**GIVEN TASK**
Using the entries that follow, state how many lines contain the word "components". The response is that number and nothing more.

**EXTRACTED INFORMATION**
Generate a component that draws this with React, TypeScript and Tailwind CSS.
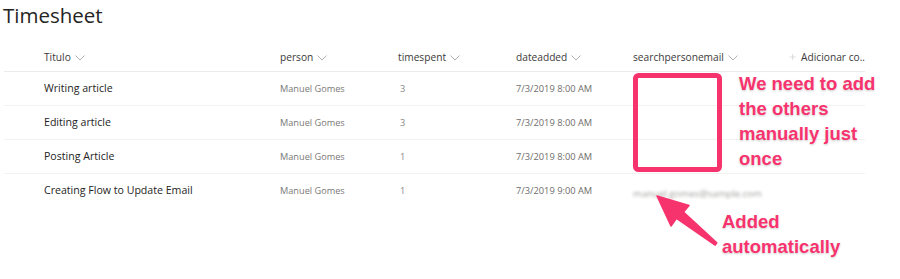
import { Plus } from "lucide-react";

type Row = {
  title: string;
  person: string;
  spent: string;
  date: string;
  email?: string;
};

const rows: Row[] = [
  { title: "Writing article", person: "Manuel Gomes", spent: "3", date: "7/3/2019 8:00 AM" },
  { title: "Editing article", person: "Manuel Gomes", spent: "3", date: "7/3/2019 8:00 AM" },
  { title: "Posting Article", person: "Manuel Gomes", spent: "1", date: "7/3/2019 8:00 AM" },
  {
    title: "Creating Flow to Update Email",
    person: "Manuel Gomes",
    spent: "1",
    date: "7/3/2019 9:00 AM",
    email: "manuel.gomes@sample.com",
  },
];

const grid = "grid grid-cols-[276px_118px_118px_117px_157px_75px]";

function Chevron() {
  return (
    <svg width="10" height="6" viewBox="0 0 10 6" className="ml-[4px] mt-[1px]">
      <polyline points="0.5,0.5 5,5 9.5,0.5" fill="none" stroke="#b3b0ad" strokeWidth="1" />
    </svg>
  );
}

function HeaderCell({ label, className = "" }: { label: string; className?: string }) {
  return (
    <div className={`flex items-center ${className}`}>
      <span>{label}</span>
      <Chevron />
    </div>
  );
}

export default function App() {
  return (
    <div className="relative w-[900px] h-[279px] bg-white overflow-hidden font-['Open_Sans',sans-serif]">
      <h1 className="pl-[3px] text-[20.5px] leading-[30px] text-[#252423]">Timesheet</h1>

      <div className="mt-[14px] ml-[4px] w-[861px]">
        <div className={`${grid} h-[28px] items-center border-b border-[#edebe9] text-[10.2px] text-[#3b3a39]`}>
          <HeaderCell label="Titulo" className="pl-[40px]" />
          <HeaderCell label="person" />
          <HeaderCell label="timespent" />
          <HeaderCell label="dateadded" />
          <HeaderCell label="searchpersonemail" />
          <div className="flex items-center -ml-[2px] whitespace-nowrap">
            <Plus size={10} strokeWidth={1.5} className="text-[#c8c6c4]" />
            <span className="ml-[4px]">Adicionar co..</span>
          </div>
        </div>

        {rows.map((r, i) => (
          <div
            key={r.title}
            className={`${grid} h-[34px] items-center ${i < rows.length - 1 ? "border-b border-[#f3f2f1]" : ""}`}
          >
            <div className="pl-[40px] text-[10.6px] text-[#252423]">{r.title}</div>
            <div className="text-[9.2px] text-[#7a7876]">{r.person}</div>
            <div className="pl-[2px] text-[9.2px] text-[#8a8886]">{r.spent}</div>
            <div className="text-[9.3px] text-[#6f6d6b]">{r.date}</div>
            <div>
              {r.email && (
                <span className="inline-block text-[9.6px] text-[#a19f9d] blur-[1.4px]">{r.email}</span>
              )}
            </div>
            <div />
          </div>
        ))}
      </div>

      <svg className="absolute left-0 top-0" width="900" height="279" viewBox="0 0 900 279">
        <rect x="635.5" y="75.5" width="84" height="94" rx="3" fill="none" stroke="#f7336e" strokeWidth="5" />
        <polygon
          points="657,196 689,205.5 683.5,212 716.8,242.8 715.2,245.2 676.5,218.3 671,226"
          fill="#f7336e"
          stroke="#f7336e"
          strokeWidth="1.5"
          strokeLinejoin="round"
        />
      </svg>

      <div className="absolute left-[739px] top-[71px] font-['Liberation_Sans',Arial,sans-serif] font-bold text-[18.5px] leading-[25px] text-[#f7336e] [text-shadow:0_0_2px_#fff,0_1px_2px_rgba(0,0,0,0.25)]">
        <div>We need to add</div>
        <div>the others</div>
        <div>manually just</div>
        <div>once</div>
      </div>

      <div className="absolute left-[722px] top-[209px] font-['Liberation_Sans',Arial,sans-serif] font-bold text-[18.5px] leading-[25px] text-[#f7336e] [text-shadow:0_0_2px_#fff,0_1px_2px_rgba(0,0,0,0.25)]">
        <div>Added</div>
        <div>automatically</div>
      </div>
    </div>
  );
}
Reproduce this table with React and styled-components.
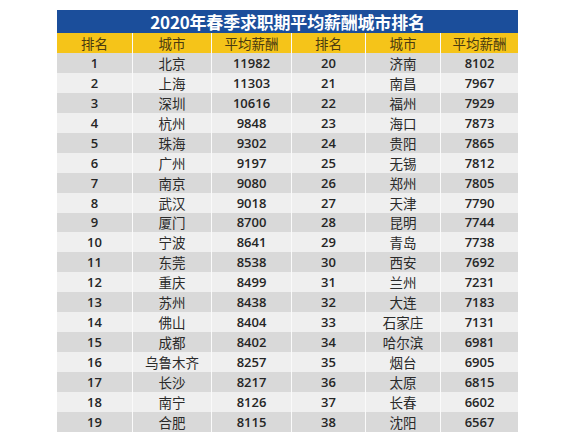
import React from "react";
import styled, { createGlobalStyle } from "styled-components";

const GlobalStyle = createGlobalStyle`
  body {
    margin: 0;
    background: #fff;
    font-family: "Noto Sans CJK SC", "Noto Sans", sans-serif;
  }
`;

const Page = styled.div`
  padding: 10px 0 0 57px;
`;

const Board = styled.div`
  width: 461px;
  background: #fff;
`;

const Title = styled.div`
  height: 23px;
  background: #1b4e9b;
  color: #fff;
  font-size: 17px;
  font-weight: 700;
  line-height: 23px;
  text-align: center;
  letter-spacing: -0.2px;
`;

const Grid = styled.div`
  display: grid;
  grid-template-columns: 75px 79px 80px 74px 75px 78px;
`;

const Cell = styled.div`
  height: ${(p) => (p.$head ? "20px" : "19.95px")};
  display: flex;
  align-items: center;
  justify-content: center;
  font-size: 13.5px;
  color: ${(p) => (p.$head ? "#4a3a10" : "#2a2a2a")};
  background: ${(p) =>
    p.$head ? "#f5c419" : p.$odd ? "#d9d9d9" : "#efefef"};
  border-left: ${(p) => (p.$first ? "none" : "1.5px solid #fafafa")};
  box-sizing: border-box;
  white-space: nowrap;
`;

const Num = styled.span`
  font-family: "Open Sans", "Noto Sans", sans-serif;
  font-weight: 600;
  font-size: 13px;
  color: #262626;
`;

const rows = [
  [1, "北京", 11982, 20, "济南", 8102],
  [2, "上海", 11303, 21, "南昌", 7967],
  [3, "深圳", 10616, 22, "福州", 7929],
  [4, "杭州", 9848, 23, "海口", 7873],
  [5, "珠海", 9302, 24, "贵阳", 7865],
  [6, "广州", 9197, 25, "无锡", 7812],
  [7, "南京", 9080, 26, "郑州", 7805],
  [8, "武汉", 9018, 27, "天津", 7790],
  [9, "厦门", 8700, 28, "昆明", 7744],
  [10, "宁波", 8641, 29, "青岛", 7738],
  [11, "东莞", 8538, 30, "西安", 7692],
  [12, "重庆", 8499, 31, "兰州", 7231],
  [13, "苏州", 8438, 32, "大连", 7183],
  [14, "佛山", 8404, 33, "石家庄", 7131],
  [15, "成都", 8402, 34, "哈尔滨", 6981],
  [16, "乌鲁木齐", 8257, 35, "烟台", 6905],
  [17, "长沙", 8217, 36, "太原", 6815],
  [18, "南宁", 8126, 37, "长春", 6602],
  [19, "合肥", 8115, 38, "沈阳", 6567],
];

const heads = ["排名", "城市", "平均薪酬", "排名", "城市", "平均薪酬"];

export default function App() {
  return (
    <Page>
      <GlobalStyle />
      <Board>
        <Title>2020年春季求职期平均薪酬城市排名</Title>
        <Grid>
          {heads.map((h, i) => (
            <Cell key={"h" + i} $head $first={i === 0}>
              {h}
            </Cell>
          ))}
          {rows.map((r, ri) =>
            r.map((v, ci) => (
              <Cell key={ri + "-" + ci} $odd={ri % 2 === 0} $first={ci === 0}>
                {typeof v === "number" ? <Num>{v}</Num> : v}
              </Cell>
            ))
          )}
        </Grid>
      </Board>
    </Page>
  );
}
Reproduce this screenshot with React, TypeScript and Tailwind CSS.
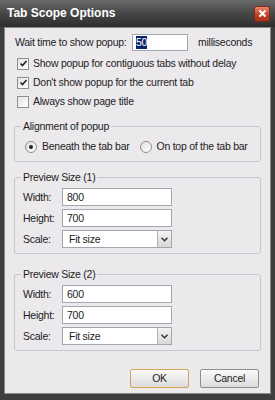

**EXPECTED ANSWER**
2